[DIRECTION]: Locate the lines of the listing below that hold "styles", then copy each of them.

<<<<

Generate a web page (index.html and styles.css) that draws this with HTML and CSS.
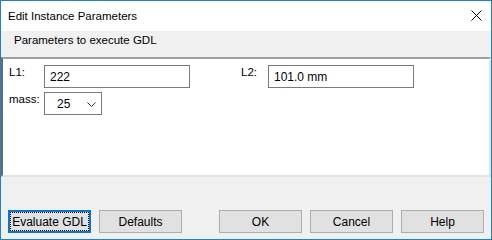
FILE: index.html
```html
<!DOCTYPE html>
<html lang="en">
<head>
    <meta charset="UTF-8">
    <title>Edit Instance Parameters</title>
    <link rel="stylesheet" href="styles.css">
</head>
<body>

<div class="window">
    <!-- title bar -->
    <div class="title-bar">
        <span class="title">Edit Instance Parameters</span>
        <span class="close-btn">
            <svg width="11" height="11" viewBox="0 0 11 11">
                <path d="M0.5 0.5 L10.5 10.5 M10.5 0.5 L0.5 10.5" stroke="#000" stroke-width="1" fill="none"/>
            </svg>
        </span>
    </div>

    <div class="section-header">Parameters to execute GDL</div>

    <!-- parameter list -->
    <div class="param-panel">
        <div class="param-row">
            <div class="param">
                <label class="param-label">L1:</label>
                <input type="text" class="param-input" value="222">
            </div>
            <div class="param param-second">
                <label class="param-label short">L2:</label>
                <input type="text" class="param-input" value="101.0 mm">
            </div>
        </div>
        <div class="param-row">
            <div class="param">
                <label class="param-label">mass:</label>
                <div class="param-select">
                    <span>25</span>
                    <svg width="9" height="5" viewBox="0 0 9 5">
                        <path d="M0.5 0.5 L4.5 4.5 L8.5 0.5" stroke="#333" stroke-width="1" fill="none"/>
                    </svg>
                </div>
            </div>
        </div>
    </div>

    <!-- buttons -->
    <div class="button-bar">
        <button class="btn btn-focus">Evaluate GDL</button>
        <button class="btn">Defaults</button>
        <div class="spacer"></div>
        <button class="btn">OK</button>
        <button class="btn">Cancel</button>
        <button class="btn">Help</button>
    </div>
</div>

</body>
</html>
```

FILE: styles.css
```css
body {
    margin: 0;
    padding: 0;
    font-family: "Liberation Sans", Arial, sans-serif;
    font-size: 11.5px;
    color: #000;
}

.window {
    width: 492px;
    height: 240px;
    box-sizing: border-box;
    border: 1px solid #1883d7;
    background-color: #f0f0f0;
    display: flex;
    flex-direction: column;
}

.title-bar {
    height: 30px;
    background-color: #fff;
    display: flex;
    align-items: center;
    padding-left: 7px;
    padding-right: 9px;
}

.title {
    flex-grow: 1;
    padding-bottom: 1px;
}

.close-btn {
    display: flex;
    padding-bottom: 1px;
}

.section-header {
    height: 26px;
    padding-left: 13px;
    padding-top: 3px;
    box-sizing: border-box;
}

.param-panel {
    height: 120px;
    box-sizing: border-box;
    background-color: #fff;
    border-top: 2px solid #a0a0a0;
    border-left: 2px solid #696969;
    border-right: 2px solid #e3e3e3;
    border-bottom: 2px solid #e3e3e3;
    padding: 6px 6px;
    display: flex;
    flex-direction: column;
    gap: 4px;
}

.param-row {
    display: flex;
}

.param {
    display: flex;
    align-items: flex-start;
}

.param-second {
    margin-left: 51px;
}

.param-label {
    width: 35px;
    padding-top: 1px;
}

.param-label.short {
    width: 27px;
}

.param-input {
    width: 146px;
    height: 23px;
    box-sizing: border-box;
    border: 1px solid #7a7a7a;
    padding: 0 5px;
    margin: 0;
    font-family: inherit;
    font-size: 12px;
    color: #000;
    outline: none;
}

.param-select {
    width: 58px;
    height: 23px;
    box-sizing: border-box;
    border: 1px solid #7a7a7a;
    background-color: #fff;
    display: flex;
    align-items: center;
    justify-content: space-between;
    padding: 0 5px 0 12px;
    font-size: 12px;
}

.param-select svg {
    margin-top: 1px;
}

.button-bar {
    flex-grow: 1;
    display: flex;
    align-items: flex-start;
    padding: 33px 7px 0 7px;
    gap: 8px;
}

.spacer {
    flex-grow: 1;
}

.btn {
    width: 83px;
    height: 23px;
    box-sizing: border-box;
    border: 1px solid #adadad;
    background-color: #e1e1e1;
    font-family: inherit;
    font-size: 12px;
    color: #000;
    padding: 0;
    margin: 0;
}

.btn-focus {
    border: 2px solid #0078d7;
    outline: 1px dotted #000;
    outline-offset: -3px;
}
```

>>>>

[RESPONSE]:
Generate a web page (index.html and styles.css) that draws this with HTML and CSS.
    <link rel="stylesheet" href="styles.css">
FILE: styles.css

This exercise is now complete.